The song also features an epic crescendo with choral refrains from the Crouch End Festival Chorus. The symphonic choir previously collaborated with Davies on his 2009 choral album, The Kinks Choral Collection. "It feels as if the people I wrote the songs for are singing it," Davies said of the Crouch End vocal on this song. "They display an ingenious palette of choral techniques."
Davies told The Independent that some people think this "is a Christmas song. It wasn't meant to be one, although it does mention snow. I'm looking ahead to when I have grandchildren and they ask me: 'London – what is this place?' I feel the culture of the London I used to know is disappearing."
He added: "The places and things that I mention in the song – Waterloo Bridge, Carnaby Street, the Charlie Chaplin statue in Leicester Square – are icons or symbols of the London that I think is under threat. Hopefully they will remain, but if the buildings around them are all different, will they still have the same impact?
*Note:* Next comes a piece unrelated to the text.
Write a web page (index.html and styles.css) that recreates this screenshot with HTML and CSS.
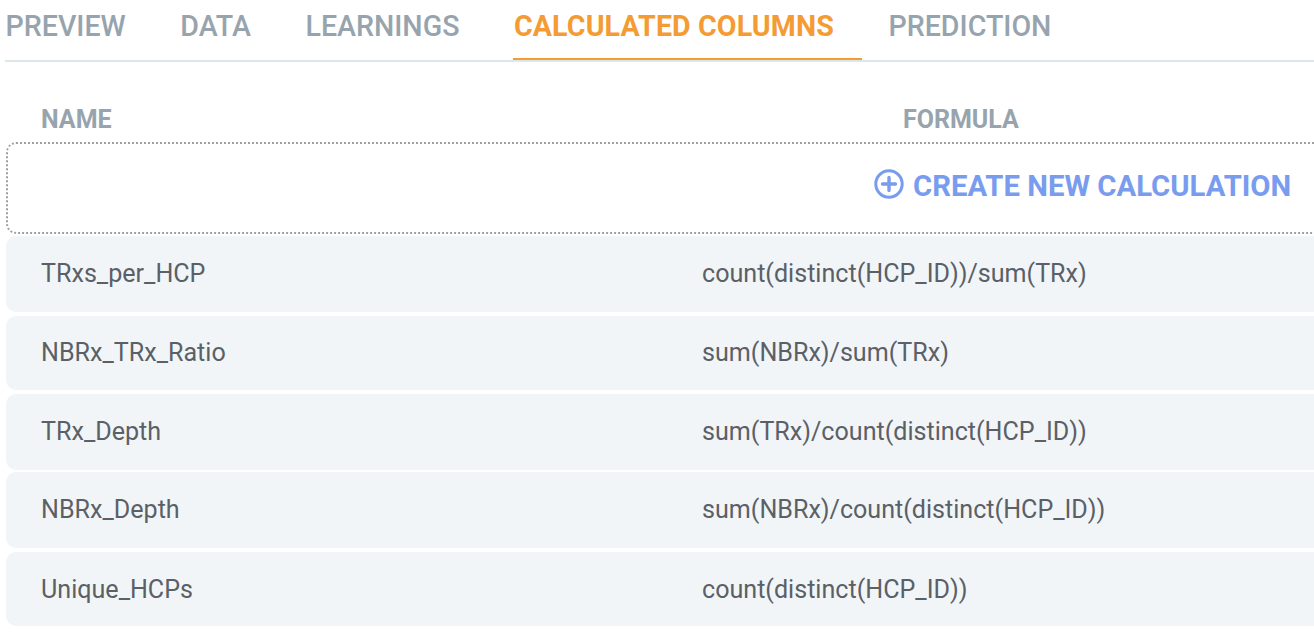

Carnaby Street means a lot to me because The Kinks' office was round the back of there in Kingly Court. We were there every day."
The song's music video, which was directed by Julien Temple was shot in various places around London. It traces Davies's lyrical past including The Statue of Eros steps, Carnaby Street, beneath the Charlie Chaplin statue in Leicester Square and on the parapet of Waterloo Bridge.